Mas, seja como for, eles não enganam mais ninguém. Todo mundo sabe, dentro e fora do país, que é de criminosos que se trata. Será preciso, é verdade, não apenas manter mas multiplicar a mobilização popular e das instituições ainda saudáveis do país para evitar que o STF engavete definitivamente as culpas dos paus mandantes do “petrolão”, mas o país inteiro sabe, agora, que está lidando com criminosos e não com salvadores da pátria.
O lado positivo a ser comemorado, à parte este, é que a oposição lutou pela preservação da conquista da criminalização da esbórnia fiscal com o empenho correspondente ao seu real valor, o que não é pouca coisa para quem passou os últimos 12 anos em dúvida sobre em que, afinal de contas, acreditava.

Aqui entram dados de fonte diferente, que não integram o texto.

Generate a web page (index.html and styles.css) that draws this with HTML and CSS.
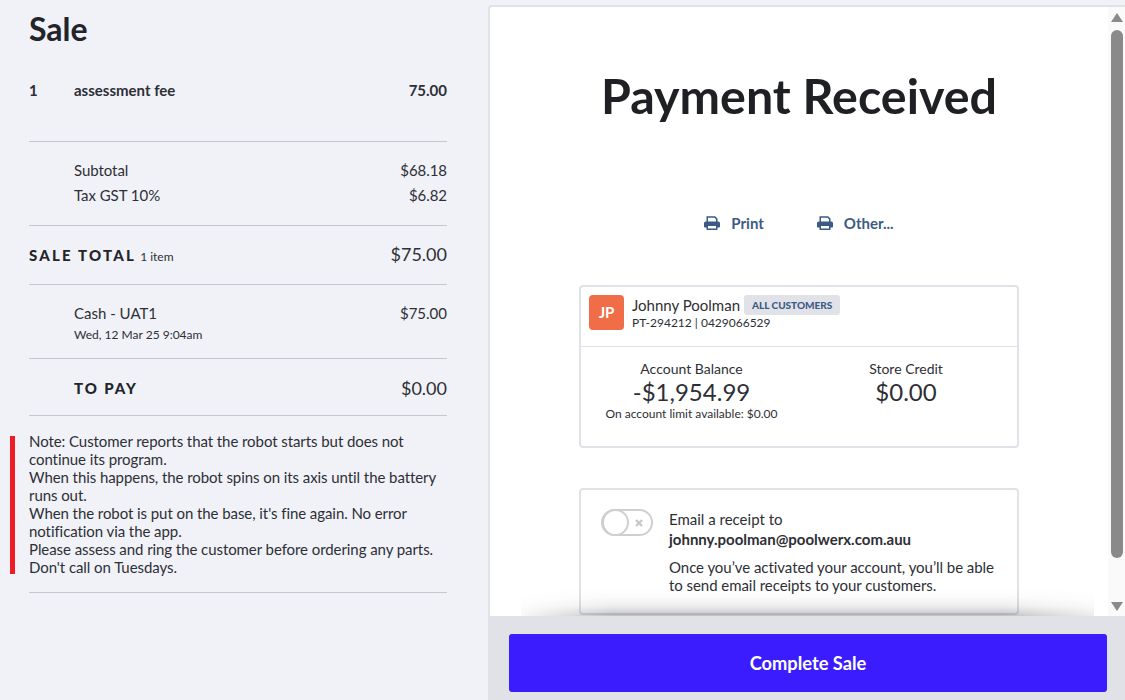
FILE: index.html
```html
<!DOCTYPE html>
<html lang="en">
<head>
<meta charset="utf-8">
<title>Payment Received</title>
<link rel="stylesheet" href="styles.css">
</head>
<body>
<div class="page">
  <aside class="sale">
    <h2 class="sale-title">Sale</h2>
    <div class="line-item">
      <span class="qty">1</span>
      <span class="item-name">assessment fee</span>
      <span class="item-price">75.00</span>
    </div>
    <div class="totals indented">
      <div class="row"><span>Subtotal</span><span>$68.18</span></div>
      <div class="row"><span>Tax GST 10%</span><span>$6.82</span></div>
    </div>
    <div class="total-row">
      <span><strong class="caps">SALE TOTAL</strong> <small class="count">1 item</small></span>
      <span class="amount">$75.00</span>
    </div>
    <div class="payment indented">
      <div class="row"><span>Cash - UAT1</span><span>$75.00</span></div>
      <div class="pay-date">Wed, 12 Mar 25 9:04am</div>
    </div>
    <div class="pay-row indented">
      <strong class="caps">TO PAY</strong>
      <span class="amount">$0.00</span>
    </div>
    <div class="note-wrap">
      <p class="note">Note: Customer reports that the robot starts but does not continue its program.<br>When this happens, the robot spins on its axis until the battery runs out.<br>When the robot is put on the base, it's fine again. No error notification via the app.<br>Please assess and ring the customer before ordering any parts.<br>Don't call on Tuesdays.</p>
    </div>
  </aside>
  <main class="receipt">
    <div class="scroller">
      <div class="content">
        <h1 class="heading">Payment Received</h1>
        <div class="actions">
          <a class="action">
            <svg class="printer" viewBox="0 0 16 14"><path d="M2.5 0.2h8.6l2.4 2.4V6H12V3.3L10.4 1.7H4V6H2.5z"/><path d="M1.8 5.5h12.4A1.7 1.7 0 0 1 16 7.2v3.6a.6.6 0 0 1-.6.6H13.5V14h-11v-2.6H.6a.6.6 0 0 1-.6-.6V7.2a1.7 1.7 0 0 1 1.8-1.7zM4 10v2.5h8V10z" fill-rule="evenodd"/></svg>
            Print
          </a>
          <a class="action">
            <svg class="printer" viewBox="0 0 16 14"><path d="M2.5 0.2h8.6l2.4 2.4V6H12V3.3L10.4 1.7H4V6H2.5z"/><path d="M1.8 5.5h12.4A1.7 1.7 0 0 1 16 7.2v3.6a.6.6 0 0 1-.6.6H13.5V14h-11v-2.6H.6a.6.6 0 0 1-.6-.6V7.2a1.7 1.7 0 0 1 1.8-1.7zM4 10v2.5h8V10z" fill-rule="evenodd"/></svg>
            Other...
          </a>
        </div>
        <section class="card customer">
          <div class="cust-head">
            <div class="avatar">JP</div>
            <div class="cust-info">
              <div class="cust-line"><span class="cust-name">Johnny Poolman</span><span class="badge">ALL CUSTOMERS</span></div>
              <div class="cust-meta">PT-294212 | 0429066529</div>
            </div>
          </div>
          <div class="balances">
            <div class="bal">
              <div class="bal-label">Account Balance</div>
              <div class="bal-value">-$1,954.99</div>
              <div class="bal-sub">On account limit available: $0.00</div>
            </div>
            <div class="bal">
              <div class="bal-label">Store Credit</div>
              <div class="bal-value">$0.00</div>
            </div>
          </div>
        </section>
        <section class="card email">
          <div class="toggle">
            <span class="knob"></span>
            <svg class="cross" viewBox="0 0 8 8"><path d="M1 1l6 6M7 1l-6 6"/></svg>
          </div>
          <div class="email-text">
            <div>Email a receipt to</div>
            <div class="email-addr">johnny.poolman@poolwerx.com.auu</div>
            <p class="email-note">Once you’ve activated your account, you’ll be able to send email receipts to your customers.</p>
          </div>
        </section>
      </div>
      <div class="scrollbar">
        <span class="arrow up"></span>
        <span class="track"><span class="thumb"></span></span>
        <span class="arrow down"></span>
      </div>
      <div class="fade"></div>
    </div>
    <footer class="footer">
      <button class="complete">Complete Sale</button>
    </footer>
  </main>
</div>
</body>
</html>
```
FILE: styles.css
```css
* { box-sizing: border-box; }
html, body { margin: 0; height: 700px; overflow: hidden; }
body { font-family: Lato, "Open Sans", sans-serif; color: #2e2f35; background: #f0f2f8; }
.page { display: flex; height: 700px; }

.sale { width: 487px; flex: none; padding: 0 40px 0 29px; background: #f0f2f8; }
.sale-title { margin: 0; padding-top: 10px; height: 80px; font-size: 32px; line-height: 38px; font-weight: 700; color: #22242a; }
.line-item { display: flex; height: 62px; font-size: 15px; line-height: 21px; font-weight: 700; border-bottom: 1px solid #c7c8cf; }
.qty { width: 45px; }
.item-name { flex: 1; }
.indented { padding-left: 45px; }
.row { display: flex; justify-content: space-between; }
.totals { height: 84px; padding-top: 16px; font-size: 15px; line-height: 25px; letter-spacing: -0.05px; border-bottom: 1px solid #c7c8cf; }
.total-row { display: flex; justify-content: space-between; align-items: center; height: 59px; padding-bottom: 2px; border-bottom: 1px solid #c7c8cf; }
.caps { font-size: 15px; font-weight: 900; letter-spacing: 2.2px; color: #22242a; }
.count { font-size: 12px; font-weight: 400; }
.amount { font-size: 18px; }
.payment { height: 74px; padding-top: 16px; font-size: 15px; line-height: 25px; border-bottom: 1px solid #c7c8cf; }
.pay-date { font-size: 12px; line-height: 18px; }
.pay-row { display: flex; justify-content: space-between; align-items: center; height: 57px; padding-top: 1px; border-bottom: 1px solid #c7c8cf; }
.pay-row .caps { letter-spacing: 1.9px; }
.note-wrap { position: relative; margin-top: 16px; margin-left: -19px; padding-left: 19px; }
.note-wrap::before { content: ""; position: absolute; left: 0; top: 4px; width: 5px; height: 138px; background: #ee1c25; }
.note { margin: 0; padding-bottom: 16px; font-size: 15px; line-height: 18px; letter-spacing: -0.07px; border-bottom: 1px solid #c7c8cf; }

.receipt { flex: 1; display: flex; flex-direction: column; margin-left: 1px; padding-top: 5px; }
.scroller { position: relative; flex: 1; display: flex; min-height: 0; background: #fff; overflow: hidden; border: solid #e1e2e8; border-width: 2px 0 0 2px; border-top-left-radius: 4px; }
.content { flex: 1; min-width: 0; padding: 0 89px 0 89px; overflow: hidden; }
.heading { margin: -2px 0 0; padding-top: 62px; height: 185px; text-align: center; font-size: 48.4px; line-height: 56px; font-weight: 700; color: #1f2024; }
.actions { display: flex; justify-content: center; gap: 53px; height: 95px; padding-top: 24px; font-size: 15px; line-height: 18px; font-weight: 700; color: #3b5b85; }
.action { display: flex; align-items: center; gap: 11px; height: 18px; }
.printer { width: 16px; height: 14px; fill: #3b5b85; }
.card { width: 440px; border: 2px solid #e1e2e8; border-radius: 4px; background: #fff; }
.customer { height: 163px; margin-bottom: 40px; }
.cust-head { display: flex; gap: 8px; height: 60px; padding: 8px; border-bottom: 1px solid #e1e2e8; }
.avatar { width: 35px; height: 35px; flex: none; border-radius: 4px; background: #f06d47; color: #fff; font-weight: 700; font-size: 15px; line-height: 35px; text-align: center; }
.cust-line { display: flex; align-items: center; gap: 4px; height: 20px; }
.cust-name { font-size: 15px; }
.badge { height: 20px; padding: 0 8px; border-radius: 3px; background: #e1e2e8; color: #3b5b85; font-size: 10px; line-height: 20px; font-weight: 900; }
.cust-meta { font-size: 12px; line-height: 15px; }
.balances { display: flex; padding-top: 13px; padding-left: 19px; }
.bal { text-align: center; white-space: nowrap; }
.bal:first-child { width: 183px; }
.bal:last-child { width: 176px; margin-left: 35px; }
.bal-label { font-size: 14px; line-height: 17px; }
.bal-value { font-size: 24px; line-height: 29px; }
.bal-sub { font-size: 12px; line-height: 16px; }
.email { display: flex; gap: 16px; height: 127px; padding: 19px 20px; font-size: 15px; line-height: 20px; }
.toggle { position: relative; display: flex; align-items: center; justify-content: flex-end; width: 52px; height: 27px; flex: none; border: 2px solid #cfcfcf; border-radius: 14px; padding-right: 8px; }
.knob { position: absolute; left: -1px; top: -2px; width: 27px; height: 27px; border: 2px solid #cfcfcf; border-radius: 50%; background: #fff; }
.cross { width: 8px; height: 8px; fill: none; stroke: #c8c8c8; stroke-width: 2.4; }
.email-addr { font-weight: 700; }
.email-note { margin: 9px 0 0; line-height: 18px; letter-spacing: -0.05px; }

.scrollbar { width: 17px; flex: none; display: flex; flex-direction: column; align-items: center; background: #fafafa; }
.arrow { width: 0; height: 0; border-left: 6px solid transparent; border-right: 6px solid transparent; }
.arrow.up { border-bottom: 9px solid #8a8a8a; margin: 6px 0 8px; }
.arrow.down { border-top: 9px solid #8a8a8a; margin: 5px 0 5px; }
.track { flex: 1; width: 12px; }
.thumb { display: block; width: 12px; height: 528px; border-radius: 6px; background: #8a8a8a; }
.fade { position: absolute; left: 31px; right: 31px; bottom: 0; height: 28px; pointer-events: none; background: linear-gradient(to bottom, rgba(0,0,0,0), rgba(0,0,0,.02) 35%, rgba(0,0,0,.07) 65%, rgba(0,0,0,.24)); -webkit-mask-image: linear-gradient(to right, rgba(0,0,0,.12), #000 90px, #000 calc(100% - 90px), rgba(0,0,0,.3)); mask-image: linear-gradient(to right, rgba(0,0,0,.12), #000 90px, #000 calc(100% - 90px), rgba(0,0,0,.3)); }

.footer { height: 84px; flex: none; padding: 18px 18px 8px 21px; background: #e1e2e8; }
.complete { display: block; width: 598px; height: 58px; border: 0; border-radius: 3px; background: #3b1cff; color: #fff; font-family: inherit; font-size: 18.3px; font-weight: 700; }
```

Para que não se chore uma derrota completa, resta o consolo de assinalar que a Lei de Diretrizes Orçamentárias é um componente do conjunto maior da Lei de Responsabilidade Fiscal que, pelo menos formalmente, ainda sobrevive no horizonte constitucional onde estupros como o que finalmente se deu na madrugada de sexta-feira no Congresso Nacional são mais difíceis de se consumar.

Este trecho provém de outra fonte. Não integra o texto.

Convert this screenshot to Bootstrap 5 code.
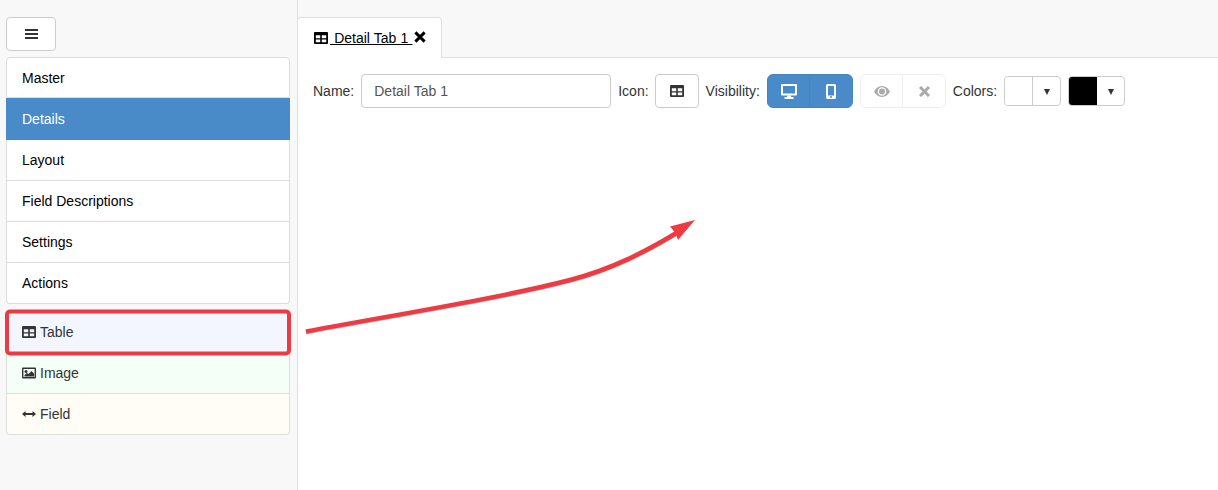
<!DOCTYPE html>
<html lang="en">

<head>
    <meta charset="UTF-8">
    <meta name="viewport" content="width=device-width, initial-scale=1.0">
    <title>Detail Tabs</title>
    <link href="https://cdn.jsdelivr.net/npm/bootstrap@5.3.0/dist/css/bootstrap.min.css" rel="stylesheet">
    <script src="https://cdn.jsdelivr.net/npm/bootstrap@5.3.0/dist/js/bootstrap.bundle.min.js"></script>
    <style>
        html, body { height: 100%; }
        body { background: #f8f8f8; font: 14px/20px "Liberation Sans", Arial, sans-serif; color: #333; overflow: hidden; }
        .app-shell { position: relative; height: 490px; }
        .side-col { width: 298px; flex: none; padding: 17px 7px 0 6px; border-right: 1px solid #e0e0e0; }
        .menu-btn { width: 50px; height: 34px; padding: 0; background: #fff; border: 1px solid #ccc; border-radius: 4px; color: #333; margin-bottom: 6px; display: block; }
        .side-list { --bs-list-group-border-color: #ddd; --bs-list-group-border-radius: 4px; }
        .side-list .list-group-item { height: 41px; padding: 10px 15px; font-size: 14px; line-height: 20px; color: #000; }
        .side-list .list-group-item.active { background: #498ac8; border-color: #498ac8; color: #fff; height: 42px; margin-top: 0; border-top-width: 0; padding-top: 11px; }
        .tool-list { margin-top: 7px; }
        .tool-list .list-group-item { color: #333; display: flex; align-items: center; gap: 4px; padding-top: 0; padding-bottom: 0; }
        .tool-list .list-group-item:first-child { height: 42px; }
        .tint-blue { background: #f3f6fe; }
        .tint-green { background: #f4fff7; }
        .tint-yellow { background: #fffdf6; }
        .main-col { flex: 1; min-width: 0; }
        .tab-strip { height: 41px; margin-top: 17px; padding: 0; border-bottom: 1px solid #e0e0e0; }
        .tab-face { height: 41px; width: 145px; background: #fff; border: 1px solid #e0e0e0; border-bottom: 0; border-radius: 4px 4px 0 0; margin-left: -1px; padding: 10px 0 0 16px; color: #000; display: flex; align-items: flex-start; }
        .tab-link { color: #000; text-decoration: underline; display: inline-flex; align-items: center; white-space: pre; word-spacing: .25px; }
        .tab-link svg { margin-right: 2px; }
        .tab-close { margin: 3px 0 0 2px; display: block; }
        .tool-pane { background: #fff; height: 432px; padding: 16px 15px; }
        .tool-bar { gap: 7px; height: 34px; }
        .tool-label { color: #333; }
        .label-tight { margin-right: -1px; }
        .name-input { width: 250px; height: 34px; padding: 6px 12px; font-size: 14px; line-height: 20px; color: #555; border: 1px solid #ccc; border-radius: 4px; box-shadow: none; }
        .icon-btn { width: 44px; height: 34px; padding: 0; background: #fff; border: 1px solid #ccc; border-radius: 4px; display: flex; align-items: center; justify-content: center; }
        .vis-btn { width: 43.5px; height: 34px; padding: 0; display: flex; align-items: center; justify-content: center; }
        .vis-on { background: #498ac8; border: 1px solid #4584c0; }
        .vis-off { background: #fff; border: 1px solid #eee; }
        .swatch-group { width: 57px; height: 30px; border: 1px solid #ccc; border-radius: 4px; overflow: hidden; display: flex; background: #fff; }
        .swatch-fill { width: 28px; height: 100%; border-right: 1px solid #ccc; background: #fff; }
        .swatch-black { background: #000; border-right-color: #000; }
        .swatch-caret { flex: 1; display: flex; align-items: center; justify-content: center; }
        .caret-shape { width: 0; height: 0; border-left: 3.5px solid transparent; border-right: 3.5px solid transparent; border-top: 6px solid #333; margin-top: 1px; }
        .mark-layer { position: absolute; left: 0; top: 0; pointer-events: none; }
    </style>
</head>

<body>
    <svg class="d-none">
        <symbol id="ico-table" viewBox="0 0 14 12">
            <path fill-rule="evenodd" d="M1 0h12a1 1 0 0 1 1 1v10a1 1 0 0 1-1 1H1a1 1 0 0 1-1-1V1a1 1 0 0 1 1-1zM1.800 3.300v2.900h4.400V3.300zM7.800 3.300v2.900h4.400V3.300zM1.800 7.400v2.800h4.400V7.400zM7.800 7.400v2.800h4.400V7.400z"/>
        </symbol>
    </svg>

    <div class="app-shell d-flex">
        <div class="side-col">
            <button class="menu-btn d-flex align-items-center justify-content-center" type="button" aria-label="Menu">
                <svg width="13" height="12" viewBox="0 0 13 12" fill="#333"><rect y="1" width="13" height="2"/><rect y="5" width="13" height="2"/><rect y="9" width="13" height="2"/></svg>
            </button>
            <div class="list-group side-list">
                <div class="list-group-item">Master</div>
                <div class="list-group-item active">Details</div>
                <div class="list-group-item">Layout</div>
                <div class="list-group-item">Field Descriptions</div>
                <div class="list-group-item">Settings</div>
                <div class="list-group-item">Actions</div>
            </div>
            <div class="list-group side-list tool-list">
                <div class="list-group-item tint-blue">
                    <svg width="14" height="12" fill="#333"><use href="#ico-table"/></svg>Table
                </div>
                <div class="list-group-item tint-green">
                    <svg width="14" height="12" viewBox="0 0 14 12" fill="#333"><path fill-rule="evenodd" d="M1 .5h12a1 1 0 0 1 1 1v9a1 1 0 0 1-1 1H1a1 1 0 0 1-1-1v-9a1 1 0 0 1 1-1zm.4 1.500v8h11.200V2z"/><circle cx="4" cy="4.500" r="1.500"/><path d="M2.500 9.500V8L5 6l1.500 1 3-3L12 6.500v3z"/></svg>Image
                </div>
                <div class="list-group-item tint-yellow">
                    <svg width="14" height="12" viewBox="0 0 14 12" fill="#333"><path d="M0 6l3.500-3v2h7V3L14 6l-3.500 3V7h-7v2z"/></svg>Field
                </div>
            </div>
        </div>

        <div class="main-col">
            <div class="tab-strip">
                <div class="tab-face">
                    <a class="tab-link" href="#"><svg width="14" height="12" fill="#000"><use href="#ico-table"/></svg> Detail Tab 1 </a>
                    <svg class="tab-close" width="12" height="12" viewBox="0 0 13 13" fill="none" stroke="#000" stroke-width="3.200"><path d="M1.500 1.500l10 10M11.500 1.500l-10 10"/></svg>
                </div>
            </div>
            <div class="tool-pane">
                <div class="tool-bar d-flex align-items-center">
                    <span class="tool-label">Name:</span>
                    <input class="form-control name-input" type="text" value="Detail Tab 1">
                    <span class="tool-label label-tight">Icon:</span>
                    <button class="icon-btn" type="button" aria-label="Icon">
                        <svg width="14" height="12" fill="#333"><use href="#ico-table"/></svg>
                    </button>
                    <span class="tool-label">Visibility:</span>
                    <div class="btn-group">
                        <button class="btn vis-btn vis-on" type="button" aria-label="Desktop">
                            <svg width="16" height="15" viewBox="0 0 16 15" fill="#fff"><path fill-rule="evenodd" d="M1 0h14a1 1 0 0 1 1 1v9.500a1 1 0 0 1-1 1H1a1 1 0 0 1-1-1V1a1 1 0 0 1 1-1zm1 2v7.500h12V2z"/><path d="M6 11.500h4v1.500h2.500v2h-9v-2H6z"/></svg>
                        </button>
                        <button class="btn vis-btn vis-on" type="button" aria-label="Mobile">
                            <svg width="10" height="15" viewBox="0 0 10 15" fill="#fff"><path fill-rule="evenodd" d="M1.500 0h7A1.500 1.500 0 0 1 10 1.500v12A1.500 1.500 0 0 1 8.500 15h-7A1.500 1.500 0 0 1 0 13.500v-12A1.500 1.500 0 0 1 1.500 0zM2 2v9.500h6V2zM5 12a1 1 0 1 0 0 2 1 1 0 0 0 0-2z"/></svg>
                        </button>
                    </div>
                    <div class="btn-group">
                        <button class="btn vis-btn vis-off" type="button" aria-label="Show">
                            <svg width="16" height="11" viewBox="0 0 16 11" fill="#aaa"><path fill-rule="evenodd" d="M8 0c3.500 0 6.300 2.300 8 5.500C14.300 8.700 11.500 11 8 11S1.700 8.700 0 5.500C1.700 2.300 4.500 0 8 0zm0 1.200a4.300 4.300 0 1 0 0 8.600 4.300 4.300 0 0 0 0-8.600z"/><circle cx="8" cy="5.500" r="3"/></svg>
                        </button>
                        <button class="btn vis-btn vis-off" type="button" aria-label="Hide">
                            <svg width="11" height="11" viewBox="0 0 11 11" fill="none" stroke="#aaa" stroke-width="3"><path d="M1 1l9 9M10 1l-9 9"/></svg>
                        </button>
                    </div>
                    <span class="tool-label">Colors:</span>
                    <div class="swatch-group">
                        <div class="swatch-fill"></div>
                        <div class="swatch-caret"><span class="caret-shape"></span></div>
                    </div>
                    <div class="swatch-group">
                        <div class="swatch-fill swatch-black"></div>
                        <div class="swatch-caret"><span class="caret-shape"></span></div>
                    </div>
                </div>
            </div>
        </div>

        <svg class="mark-layer" width="1218" height="490" viewBox="0 0 1218 490" fill="none">
            <rect x="7" y="311.500" width="282" height="42" rx="3" stroke="#ee3a43" stroke-width="4"/>
            <path d="M306 332.500C400 315 500 299 570 281C612 270 645 253 678 233" stroke="#888" stroke-width="4" opacity=".6"/>
            <path d="M306 331.500C400 314 500 298 570 280C612 269 645 252 678 232" stroke="#ee3a43" stroke-width="4.500"/>
            <path d="M695 220L670 226.500L675.500 233L678 240z" fill="#ee3a43"/>
        </svg>
    </div>
</body>

</html>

Alteraram-se os limites a partir dos quais os governantes incorrem em crime de gastança; ficará impune mais este que o praticou com todos os agravantes possíveis. Mas a gastança continua sendo crime e continua em pé a perspectiva formal de responsabilização se os novos limites estabelecidos também vierem a ser violados.
Não é grande consolo, dirão os humilhados de hoje que o Congresso dos Renan Calheiros condena a serem ofendidos, a partir de amanhã, pela destruição do que construíram nos últimos anos em mais este “ajuste” de mão única que está em gestação. Mas a dor que daí vai decorrer e absolutamente não será pequena é essencial para compor a “vacina” contra estelionatários eleitorais futuros. E isto é alguma coisa se olhado pela perspectiva da velocidade da História.